● **Task directions**
Exactly how many lines have the word "React"? Answer with the bare number.
>> Start
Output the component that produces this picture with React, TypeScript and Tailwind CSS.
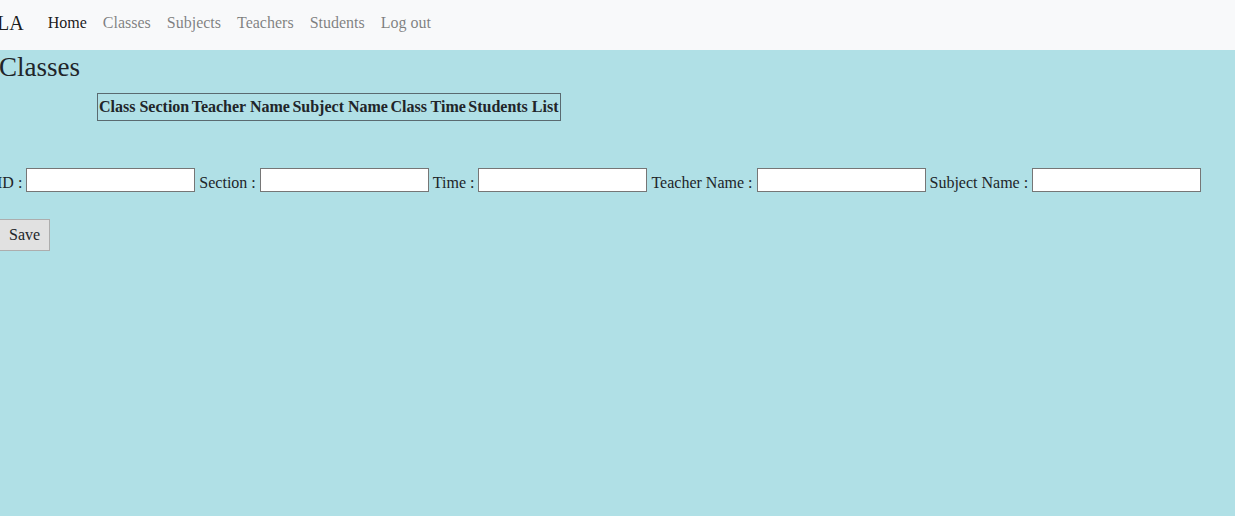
import React from 'react'

const links = ['Classes', 'Subjects', 'Teachers', 'Students', 'Log out']
const headers = ['Class Section', 'Teacher Name', 'Subject Name', 'Class Time', 'Students List']
const fields = ['ID', 'Section', 'Time', 'Teacher Name', 'Subject Name']

export default function App() {
  return (
    <div className="min-h-[516px] w-[1235px] overflow-hidden bg-[#b0e0e6] font-['Liberation_Serif',serif] text-[16px] text-[#212529]">
      {/* Navbar */}
      <nav className="flex h-[50px] items-center bg-[#f8f9fa] pb-[5px]">
        <span className="ml-[-3px] mr-[16px] text-[20px] leading-none text-black/90">LA</span>
        <a className="px-[8px] text-black/90">Home</a>
        {links.map((l) => (
          <a key={l} className="px-[8px] text-black/50">
            {l}
          </a>
        ))}
      </nav>

      <div className="ml-[-1px]">
        <h3 className="mt-[3px] text-[27px] leading-[28px]">Classes</h3>

        <table className="mt-[12px] ml-[98px] w-[464px] border border-[#5a6a70] border-collapse">
          <thead>
            <tr>
              {headers.map((h) => (
                <th key={h} className="px-[1px] py-[4px] text-left font-bold leading-[18px]">
                  {h}
                </th>
              ))}
            </tr>
          </thead>
        </table>

        <div className="mt-[43px] ml-[-2px] flex items-center whitespace-pre">
          {fields.map((f) => (
            <React.Fragment key={f}>
              <span className="pt-[7px]">{f} : </span>
              <input className="h-[24px] w-[169px] border border-[#767676] bg-white" />
              <span> </span>
            </React.Fragment>
          ))}
        </div>

        <button className="mt-[24px] h-[32px] border border-[#adadad] bg-[#e1e1e1] px-[9px] text-[16px]">
          Save
        </button>
      </div>
    </div>
  )
}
>> End
● **The output**
4